Children's burial ground, Ballymore, Co. Westmeath
Co. Westmeath |
Burial Grounds
Just outside the eastern wall of Ballymore graveyard in County Westmeath, a shallow oval depression sits quietly in the ground, easy to miss and difficult to interpret without local knowledge.
Measuring roughly eighteen metres across in one direction and nine in the other, it is believed to be the remains of a children's burial ground, a type of site known in Ireland as a cillín, where unbaptised infants and others considered ineligible for consecrated ground were interred, often in locations just beyond the boundary of an official churchyard. The placement here is telling: not inside the graveyard wall, but pressed against its outer face, geographically adjacent to but formally excluded from the sacred enclosure within.

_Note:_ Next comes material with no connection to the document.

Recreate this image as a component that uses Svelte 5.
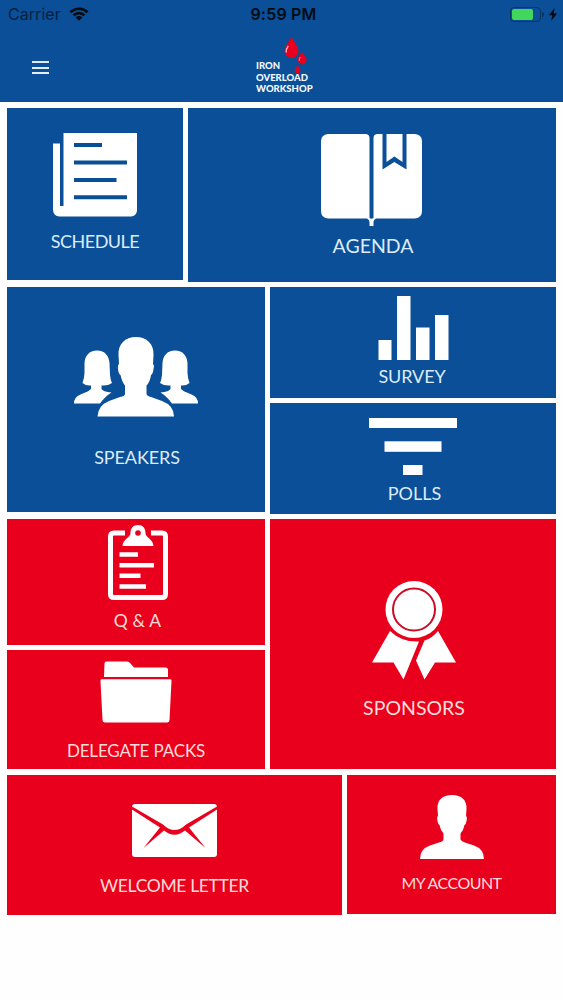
<script lang="ts">
  let carrier = 'Carrier';
  let time = '9:59 PM';
  let battery = 78;
</script>

<div class="screen">
  <header>
    <div class="status">
      <div class="carrier">
        <span>{carrier}</span>
        <svg width="20" height="14" viewBox="0 0 20 14" fill="none" stroke="#050b12" stroke-width="2.6">
          <path d="M1.4 5.2A12.4 12.4 0 0 1 18.6 5.2" />
          <path d="M4.6 8.3A7.8 7.8 0 0 1 15.4 8.3" />
          <path d="M10 13.8L6.6 10.4A4.9 4.9 0 0 1 13.4 10.4Z" fill="#050b12" stroke="none" />
        </svg>
      </div>
      <div class="time">{time}</div>
      <div class="power">
        <div class="battery"><div class="level" style="width: {battery}%"></div></div>
        <div class="cap"></div>
        <svg width="8" height="13" viewBox="0 0 8 13">
          <path d="M5.6 0L0 7.2h3.3L2.2 13L8 5.4H4.7Z" fill="#050b12" />
        </svg>
      </div>
    </div>

    <div class="nav">
      <button class="menu" aria-label="Menu">
        <span></span>
        <span></span>
        <span></span>
      </button>
      <div class="logo">
        <svg width="24" height="38" viewBox="0 0 24 38">
          <g fill="#e6001f">
            <path d="M8.500 0C9.500 4.500 15.500 10 15.500 15A7 7 0 0 1 1.500 15C1.500 10 7.500 4.500 8.500 0Z" />
            <path d="M18.800 15.500C19.600 18 23.600 20 23.600 24A4.400 4.400 0 0 1 14.800 24C14.800 20.500 18.200 18 18.800 15.500Z" />
            <path d="M14.500 28.500C15 30.500 17.400 32 17.400 34.300A2.800 2.800 0 0 1 11.800 34.300C11.800 32 14.200 30.500 14.500 28.500Z" />
          </g>
          <path d="M5 10.500Q2.900 13.200 3.200 16" fill="none" stroke="#ffb9bd" stroke-width="1.300" stroke-linecap="round" />
          <path d="M17 21.500Q16.100 23 16.300 24.600" fill="none" stroke="#ff9ba2" stroke-width="0.900" stroke-linecap="round" />
        </svg>
        <p>IRON<br />OVERLOAD<br />WORKSHOP</p>
      </div>
    </div>
  </header>

  <main>
    <div class="row first">
      <a class="tile schedule" href="#schedule">
        <svg width="84" height="84" viewBox="0 0 84 84">
          <path d="M10.500 0H84V77.500Q83.500 83 78 83.500H6.500Q0.500 83 0 77V10.500H7V73H10.500Z" fill="#fff" />
          <path d="M21 12H49M21 29.500H74M21 47H63.500M21 64.300H74" stroke="#0a4f96" stroke-width="4" />
        </svg>
        <span>SCHEDULE</span>
      </a>
      <a class="tile agenda" href="#agenda">
        <svg width="101" height="92" viewBox="0 0 101 92" fill="#fff">
          <path d="M7 0H45Q48.500 0.500 48.500 4V84Q50.500 85.500 52.500 84V4Q52.500 0.500 56 0H61.500V35.500L73.300 28L85.500 35.500V0H94Q101 1 101 7V77Q101 84 94 84.500H55Q52.500 85.500 52.500 88V92H48.500V88Q48.500 85.500 46 84.500H7Q0 84 0 77V7Q0 1 7 0Z" />
          <path d="M65.500 0H81.500V28L73.400 22.500L65.500 28Z" />
        </svg>
        <span>AGENDA</span>
      </a>
    </div>

    <div class="row second">
      <a class="tile speakers" href="#speakers">
        <svg width="124" height="80" viewBox="0 0 124 80" fill="#fff">
          <path d="M62 0C73 0 80 7 79.500 18L79 27Q80.500 28 79.500 32Q79 37 77 38Q76 45 72.500 48.500V57Q73 59 77 60L88 64Q100 68.500 100 79.500H23.500Q24 68.500 35 64L46 60Q51 59 51 57V48.500Q48 45 46.500 38Q44.500 37 44 32Q43.500 28 45 27L44.500 18C44 7 51 0 62 0Z" />
          <g id="side">
            <path d="M23 13.500C31 13.500 35 19 35.500 26L36 38Q36.500 43 38 46Q34 49 27.500 48.500V52Q29 54.500 37.500 55.500Q31 59.500 26 66.500H0Q0 60 6.500 57.500Q15.500 54 17 52V48.500Q12 49 8.500 46Q10.300 41 10.500 36V26C11 19 15 13.500 23 13.500Z" />
          </g>
          <use href="#side" transform="translate(124 0) scale(-1 1)" />
        </svg>
        <span>SPEAKERS</span>
      </a>
      <div class="stack">
        <a class="tile survey" href="#survey">
          <svg width="71" height="64" viewBox="0 0 71 64" fill="#fff">
            <rect x="0.500" y="44" width="13" height="20" />
            <rect x="19" y="0" width="13.500" height="64" />
            <rect x="38" y="31.500" width="13.500" height="32.500" />
            <rect x="57" y="19" width="13.500" height="45" />
          </svg>
          <span>SURVEY</span>
        </a>
        <a class="tile polls" href="#polls">
          <svg width="88" height="57" viewBox="0 0 88 57" fill="#fff">
            <rect x="0" y="0" width="88" height="10" />
            <rect x="15.500" y="23.300" width="57" height="10.500" />
            <rect x="34" y="47" width="19.500" height="10" />
          </svg>
          <span>POLLS</span>
        </a>
      </div>
    </div>

    <div class="row third">
      <div class="stack">
        <a class="tile questions" href="#questions">
          <svg width="60" height="75" viewBox="0 0 60 75">
            <path d="M17 8H6Q2.500 8 2.500 11.500V69Q2.500 72.500 6 72.500H54Q57.500 72.500 57.500 69V11.500Q57.500 8 54 8H43" fill="none" stroke="#fff" stroke-width="5" />
            <path d="M30 0C35 0 37.500 3.500 37.500 8C37.500 13 45 13.500 45.500 21H14.500C15 13.500 22.500 13 22.500 8C22.500 3.500 25 0 30 0Z" fill="#fff" />
            <circle cx="30" cy="8" r="2.800" fill="#e9001d" />
            <path d="M11.500 29.500H30M11.500 40.200H46M11.500 50.800H32.500M11.500 61.500H38" stroke="#fff" stroke-width="4.600" />
          </svg>
          <span>Q &amp; A</span>
        </a>
        <a class="tile packs" href="#packs">
          <svg width="72" height="62" viewBox="0 0 72 62" fill="#fff">
            <path d="M6.500 0.500H27Q29 0.500 30 2L34 6.500H66Q68 6.500 68 9V16H4L4.500 2.500Q4.500 0.500 6.500 0.500Z" />
            <path d="M1.500 18.300H70.500Q71.700 18.300 71.500 20L69.500 59Q69.300 61.500 67 61.500H5Q2.700 61.500 2.500 59L0.500 20Q0.300 18.300 1.500 18.300Z" />
          </svg>
          <span>DELEGATE PACKS</span>
        </a>
      </div>
      <a class="tile sponsors" href="#sponsors">
        <svg width="84" height="99" viewBox="0 0 84 99" fill="#fff">
          <path d="M18 50Q30 61.500 47 60.500L31.500 98.500L21.500 81.500H0Z" />
          <path d="M52.500 59.500Q60 57.500 66 50L84 81.500H63L52.500 98.500L44 79.500Z" />
          <circle cx="42" cy="28.500" r="28.500" />
          <circle cx="42" cy="28.500" r="21" fill="none" stroke="#d00a25" stroke-width="2" />
        </svg>
        <span>SPONSORS</span>
      </a>
    </div>

    <div class="row fourth">
      <a class="tile welcome" href="#welcome">
        <svg width="85" height="53" viewBox="0 0 85 53">
          <rect width="85" height="53" rx="3" fill="#fff" />
          <path d="M0 2.500L31 20.500Q42.500 31.500 54 20.500L85 2.500V5.500L57 23.500L73.500 44L53 26.500Q42.500 35 32 26.500L11.500 44L28 23.500L0 5.500Z" fill="#e9001d" />
        </svg>
        <span>WELCOME LETTER</span>
      </a>
      <a class="tile account" href="#account">
        <svg width="64" height="64" viewBox="0 0 64 64" fill="#fff">
          <path d="M32 0C41.500 0 47 5 46.500 14L46 21Q47.500 22 46.500 26Q46 29.500 44.500 30Q43.500 35.500 40.500 38.500V44.500Q41.500 46.500 45 47.500L54 50.500Q64 54 64 64H0Q0 54 10 50.500L19 47.500Q23 46.500 23.500 44.500V38.500Q20.500 35.500 19.500 30Q18 29.500 17.500 26Q16.500 22 18 21L17.500 14C17 5 22.500 0 32 0Z" />
        </svg>
        <span>MY ACCOUNT</span>
      </a>
    </div>
  </main>
</div>

<style>
  :global(body) {
    background: #fff;
  }

  .screen {
    width: 563px;
    height: 1000px;
    overflow: hidden;
    background: #fefefe;
  }

  header {
    height: 101.5px;
    background: #0a4f97;
  }

  .status {
    display: grid;
    grid-template-columns: 1fr auto 1fr;
    align-items: center;
    height: 28px;
    padding: 0 6px 0 8px;
    font-family: Inter, 'Liberation Sans', sans-serif;
    color: #050b12;
  }

  .carrier {
    display: flex;
    align-items: center;
    gap: 8px;
    font-size: 16px;
    letter-spacing: 0.05px;
    color: #07203d;
  }

  .time {
    padding-left: 2px;
    font-size: 16px;
    font-weight: 600;
    letter-spacing: 0.2px;
  }

  .power {
    display: flex;
    align-items: center;
    justify-content: flex-end;
  }

  .battery {
    box-sizing: border-box;
    width: 31px;
    height: 15px;
    padding: 1px;
    border: 1px solid #083565;
    border-radius: 4px;
  }

  .level {
    height: 100%;
    border-radius: 2px;
    background: #42d65b;
  }

  .cap {
    width: 2px;
    height: 5px;
    margin: 0 5px 0 1px;
    border-radius: 0 2px 2px 0;
    background: #083565;
  }

  .nav {
    display: grid;
    grid-template-columns: 256px 1fr;
    height: 73px;
  }

  .menu {
    display: flex;
    flex-direction: column;
    align-self: start;
    gap: 3.5px;
    width: 17px;
    margin: 33px 0 0 32px;
    padding: 0;
    border: 0;
    background: none;
  }

  .menu span {
    height: 2px;
    background: #e3edf7;
  }

  .logo {
    padding-top: 8px;
  }

  .logo svg {
    display: block;
    margin-left: 27px;
  }

  .logo p {
    margin: -14px 0 0;
    font-family: Lato, sans-serif;
    font-size: 9.5px;
    font-weight: 900;
    line-height: 11.5px;
    color: #f4f8fd;
  }

  main {
    display: flex;
    flex-direction: column;
    gap: 5.5px;
    padding: 6px 7px 0;
  }

  .row {
    display: flex;
    gap: 5px;
  }

  .stack {
    display: flex;
    flex-direction: column;
    gap: 4.5px;
  }

  .tile {
    box-sizing: border-box;
    display: flex;
    flex-direction: column;
    align-items: center;
    background: #0a4f97;
    color: #dcecfb;
    font-family: Lato, sans-serif;
    font-size: 18px;
    line-height: 20px;
    text-decoration: none;
    white-space: nowrap;
  }

  .tile svg {
    display: block;
    flex: none;
  }

  .third .tile,
  .fourth .tile {
    background: #e9001d;
    color: #ffdcd8;
  }

  .first {
    height: 174px;
  }

  .schedule {
    width: 176px;
    height: 172.5px;
    padding-top: 25.5px;
    letter-spacing: -0.5px;
  }

  .schedule span {
    margin-top: 14px;
  }

  .agenda {
    flex: 1;
    padding-top: 26.5px;
    font-size: 19.5px;
  }

  .agenda svg {
    margin-right: 1px;
  }

  .agenda span {
    margin: 10px 0 0 2px;
  }

  .second {
    height: 226.5px;
  }

  .speakers {
    width: 258px;
    height: 225px;
    padding-top: 50px;
    letter-spacing: -0.1px;
  }

  .speakers span {
    margin: 30px 0 0 2px;
  }

  .second .stack,
  .sponsors {
    flex: 1;
  }

  .survey {
    height: 111px;
    padding-top: 9px;
    letter-spacing: -0.1px;
  }

  .survey svg {
    margin-left: 1px;
  }

  .survey span {
    margin: 6px 2px 0 0;
  }

  .polls {
    height: 111px;
    padding-top: 15.5px;
  }

  .polls span {
    margin: 8px 0 0 3px;
  }

  .third .stack {
    width: 258px;
  }

  .questions {
    height: 126px;
    padding-top: 6px;
    font-size: 17.5px;
  }

  .questions span {
    margin: 11px 0 0 3px;
    letter-spacing: 0.2px;
  }

  .questions svg {
    margin-left: 3px;
  }

  .packs {
    height: 119.5px;
    padding-top: 11.5px;
    font-size: 17px;
    letter-spacing: -0.15px;
  }

  .packs span {
    margin-top: 17.5px;
  }

  .sponsors {
    padding-top: 62px;
    font-size: 19.5px;
  }

  .sponsors svg {
    margin-left: 1px;
  }

  .sponsors span {
    margin: 17.5px 0 0 2px;
  }

  .welcome {
    width: 335px;
    height: 140.5px;
    padding-top: 29.5px;
    font-size: 17.5px;
    letter-spacing: -0.35px;
  }

  .welcome span {
    margin-top: 19px;
  }

  .account {
    flex: 1;
    height: 139px;
    padding-top: 20px;
    font-size: 16px;
    letter-spacing: -0.55px;
  }

  .account span {
    margin-top: 14px;
  }
</style>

The graveyard itself carries several centuries of layered history. A medieval church once occupied the site, and the current Church of Ireland building, dedicated to St Owen, was erected in 1827 directly over its remains. The surrounding stone wall was constructed by the Magan family sometime in the late eighteenth or early nineteenth century, with an entrance gate to the south. In the eastern quadrant, the ruins of a seventeenth-century mausoleum or mortuary chapel still stand, adding another register of the site's long use as a place where different communities and different traditions of burial coexisted, not always comfortably, within a compact space. The possible cillín outside the eastern wall fits this pattern, occupying the threshold between the formally sanctioned ground and the world beyond it.